Pompeo meets Saudi King over Iran crisis

25 June, 2019 12:00 AM printer

JEDDAH: US Secretary of State Mike Pompeo held talks Monday with Saudi leaders ahead of new sanctions on Tehran in a standoff sparked by Washington’s withdrawal from a nuclear deal, reports AFP.

Both the US and Iran say they want to avoid going to war, but tensions have spiked after Tehran shot down an American drone and a series of attacks on tankers in sensitive Gulf waters raised fears of an unintended slide towards conflict.

Saudi and Emirati leaders advocate a tough US approach against common foe Iran, which on Monday said that any new American sanctions against it would have no “impact”.

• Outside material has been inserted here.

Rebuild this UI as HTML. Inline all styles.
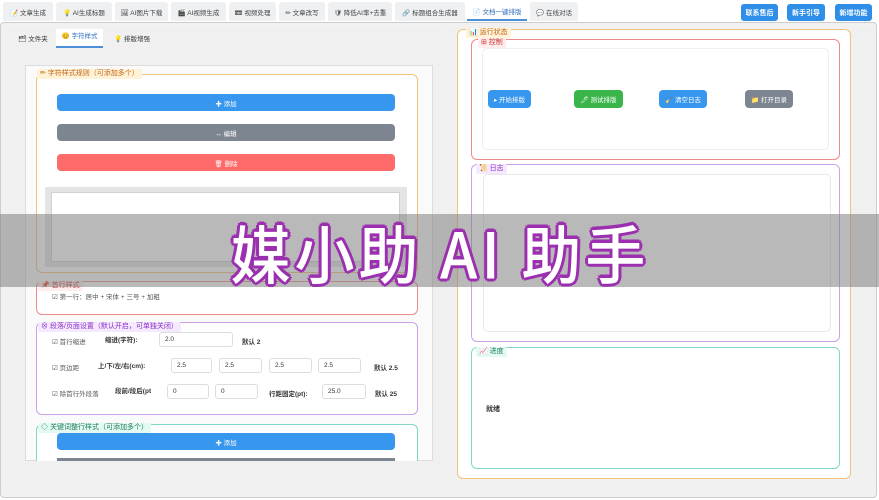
<!DOCTYPE html><html><head><meta charset="utf-8"><style>
*{box-sizing:border-box;margin:0;padding:0}
body{width:879px;height:500px;overflow:hidden;background:#fff;font-family:"Liberation Sans","Noto Sans CJK SC",sans-serif;font-size:7px;color:#333;position:relative}
.a{position:absolute}
.tab{position:absolute;top:2px;height:19px;background:#eef0f2;border-radius:3px 3px 0 0;font-size:6.5px;color:#444;display:flex;align-items:center;justify-content:center}
.tb{position:absolute;top:4px;height:17px;background:#2f8ee8;color:#fff;border-radius:3px;font-size:7px;font-weight:bold;display:flex;align-items:center;justify-content:center}
.fs{position:absolute;border-radius:6px;background:#fff}
.lg{position:absolute;font-size:7px;padding:0 3px;height:10px;line-height:10px;border-radius:2px}
.btn{position:absolute;border-radius:4px;color:#fff;font-size:6.5px;display:flex;align-items:center;justify-content:center}
.inp{position:absolute;height:15px;border:1px solid #ddd;border-radius:3px;font-size:6.5px;padding-left:5px;line-height:13px;background:#fff}
</style></head><body>
<div class="a" style="left:0;top:22px;width:877px;height:476px;background:#f1f1f1;border:1px solid #ccc;border-radius:4px"></div>
<div class="tab" style="left:3px;width:50px">📝 文章生成</div>
<div class="tab" style="left:56px;width:56px">💡 AI生成标题</div>
<div class="tab" style="left:115px;width:53px">🖼 AI图片下载</div>
<div class="tab" style="left:171px;width:55px">🎬 AI视频生成</div>
<div class="tab" style="left:229px;width:47px">📼 视频处理</div>
<div class="tab" style="left:279px;width:46px">✏ 文章改写</div>
<div class="tab" style="left:328px;width:64px">🛡 降低AI率+去重</div>
<div class="tab" style="left:395px;width:70px">🔗 标题组合生成器</div>
<div class="tab" style="left:467px;width:60px;background:#fff;border-bottom:2px solid #4a8fd8;color:#2f6fc0">📄 文档一键排版</div>
<div class="tab" style="left:530px;width:48px">💬 在线对话</div>
<div class="tb" style="left:741px;width:37px">联系售后</div>
<div class="tb" style="left:787px;width:38px">新手引导</div>
<div class="tb" style="left:835px;width:37px">新增功能</div>

<div class="a" style="left:8px;top:28px;width:432px;height:442px;background:#f0f0f0"></div>
<div class="a" style="left:14px;top:32px;width:38px;height:16px;font-size:6.5px;line-height:16px;text-align:center">🗂 文件夹</div>
<div class="a" style="left:56px;top:29px;width:47px;height:19px;background:#fff;border-bottom:2px solid #4a8fd8;font-size:6.5px;line-height:15px;text-align:center;color:#2f6fc0">😊 字符样式</div>
<div class="a" style="left:110px;top:32px;width:44px;height:16px;font-size:6.5px;line-height:16px;text-align:center">💡 排版增强</div>
<div class="a" style="left:25px;top:65px;width:408px;height:396px;background:#fafafa;border:1px solid #ddd"></div>

<div class="fs" style="left:36px;top:74px;width:382px;height:199px;border:1px solid #f2c27a"></div>
<div class="lg" style="left:37px;top:69px;background:#fff2d6;color:#c0661a">✏ 字符样式规则（可添加多个）</div>
<div class="btn" style="left:57px;top:94px;width:338px;height:17px;background:#3797ee">✚ 添加</div>
<div class="btn" style="left:57px;top:124px;width:338px;height:17px;background:#7c8590">↔ 编辑</div>
<div class="btn" style="left:57px;top:154px;width:338px;height:17px;background:#ff6b6b">🗑 删除</div>
<div class="a" style="left:45px;top:187px;width:362px;height:80px;background:#e4e4e4"></div>
<div class="a" style="left:51px;top:192px;width:349px;height:70px;background:#fff;border:1px solid #d0d0d0"></div>

<div class="fs" style="left:36px;top:281px;width:382px;height:34px;border:1px solid #ef8a8a"></div>
<div class="lg" style="left:38px;top:281px;color:#c43434;background:#ffecec">📌 首行样式</div>
<div class="a" style="left:52px;top:291px;font-size:6.5px;color:#555">☑ 第一行：居中 + 宋体 + 三号 + 加粗</div>

<div class="fs" style="left:36px;top:322px;width:382px;height:93px;border:1px solid #c9a2ea"></div>
<div class="lg" style="left:38px;top:322px;color:#8b2fc9;background:#f4e9ff">⊗ 段落/页面设置（默认开启，可单独关闭）</div>
<div class="a" style="left:52px;top:336px;font-size:6.5px;color:#555">☑ 首行缩进</div>
<div class="a" style="left:105px;top:334px;font-size:6.5px;font-weight:bold">缩进(字符):</div>
<div class="inp" style="left:159px;top:332px;width:74px">2.0</div>
<div class="a" style="left:242px;top:336px;font-size:6.5px;font-weight:bold">默认 2</div>
<div class="a" style="left:52px;top:362px;font-size:6.5px;color:#555">☑ 页边距</div>
<div class="a" style="left:98px;top:360px;font-size:6.5px;font-weight:bold">上/下/左/右(cm):</div>
<div class="inp" style="left:171px;top:358px;width:41px">2.5</div>
<div class="inp" style="left:219px;top:358px;width:43px">2.5</div>
<div class="inp" style="left:269px;top:358px;width:43px">2.5</div>
<div class="inp" style="left:318px;top:358px;width:43px">2.5</div>
<div class="a" style="left:374px;top:362px;font-size:6.5px;font-weight:bold">默认 2.5</div>
<div class="a" style="left:52px;top:388px;font-size:6.5px;color:#555">☑ 除首行外段落</div>
<div class="a" style="left:115px;top:385px;font-size:6.5px;font-weight:bold">段前/段后(pt</div>
<div class="inp" style="left:167px;top:384px;width:42px">0</div>
<div class="inp" style="left:215px;top:384px;width:43px">0</div>
<div class="a" style="left:269px;top:388px;font-size:6.5px;font-weight:bold">行距固定(pt):</div>
<div class="inp" style="left:322px;top:384px;width:44px">25.0</div>
<div class="a" style="left:375px;top:388px;font-size:6.5px;font-weight:bold">默认 25</div>

<div class="fs" style="left:36px;top:424px;width:382px;height:37px;border:1px solid #7fd8c6;border-bottom:none;border-radius:6px 6px 0 0"></div>
<div class="lg" style="left:38px;top:423px;color:#1f7a5e;background:#e2faf2">◇ 关键词整行样式（可添加多个）</div>
<div class="btn" style="left:57px;top:433px;width:338px;height:17px;background:#3797ee">✚ 添加</div>
<div class="a" style="left:57px;top:458px;width:338px;height:3px;background:#7c8590"></div>

<div class="a" style="left:447px;top:28px;width:428px;height:442px;background:#f0f0f0"></div>
<div class="fs" style="left:457px;top:29px;width:394px;height:450px;border:1px solid #f2c27a"></div>
<div class="lg" style="left:466px;top:28px;color:#c0661a;background:#fff2d6">📊 运行状态</div>
<div class="fs" style="left:471px;top:39px;width:369px;height:121px;border:1px solid #ef8a8a"></div>
<div class="lg" style="left:478px;top:38px;color:#c43434;background:#ffecec">⊞ 控制</div>
<div class="a" style="left:482px;top:48px;width:347px;height:102px;border:1px solid #eee;border-radius:5px"></div>
<div class="btn" style="left:488px;top:90px;width:43px;height:18px;background:#3797ee">▸ 开始排版</div>
<div class="btn" style="left:574px;top:90px;width:49px;height:18px;background:#3ab54a">🖊 测试排版</div>
<div class="btn" style="left:659px;top:90px;width:48px;height:18px;background:#3797ee">🧹 清空日志</div>
<div class="btn" style="left:745px;top:90px;width:48px;height:18px;background:#7c8590">📁 打开目录</div>
<div class="fs" style="left:471px;top:164px;width:369px;height:178px;border:1px solid #c9a2ea"></div>
<div class="lg" style="left:476px;top:164px;color:#8b2fc9;background:#f4e9ff">📜 日志</div>
<div class="a" style="left:483px;top:174px;width:348px;height:158px;border:1px solid #e8e8e8;border-radius:5px"></div>
<div class="fs" style="left:471px;top:347px;width:369px;height:122px;border:1px solid #7fd8c6"></div>
<div class="lg" style="left:476px;top:347px;color:#1f7a5e;background:#e2faf2">📈 进度</div>
<div class="a" style="left:486px;top:404px;font-size:7px;font-weight:bold;color:#333">就绪</div>

<div class="a" style="left:0;top:214px;width:879px;height:73px;background:rgba(128,128,128,0.55)"></div>
<div class="a" style="left:190px;top:212px;width:500px;text-align:center;font-size:60px;line-height:80px;font-weight:500;color:#fff;text-shadow:3px 0 #9b2fb0,-3px 0 #9b2fb0,0 3px #9b2fb0,0 -3px #9b2fb0,2px 2px #9b2fb0,-2px -2px #9b2fb0,2px -2px #9b2fb0,-2px 2px #9b2fb0;font-family:'Noto Sans CJK SC','Liberation Sans',sans-serif;letter-spacing:4px;transform:scaleY(1.05)">媒小助 AI 助手</div>
</body></html>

Pompeo met Saudi King Salman and Crown Prince Mohammed bin Salman in the Red Sea city of Jeddah days after the downing of the surveillance drone prompted US President Donald Trump to order a military strike before calling it off at the last minute.

He was later due to hold talks in the United Arab Emirates, US officials said.

Pompeo described Saudi Arabia and the UAE as “two great allies in the challenge that Iran presents”. “We’ll be talking with them about how to make sure that we are all strategically aligned and how we can build out a global coalition,” Pompeo said.

He said the US sought a coalition “not only throughout the Gulf states but in Asia and in Europe that understands this challenge and that is prepared to push back against the world’s largest state sponsor of terror”.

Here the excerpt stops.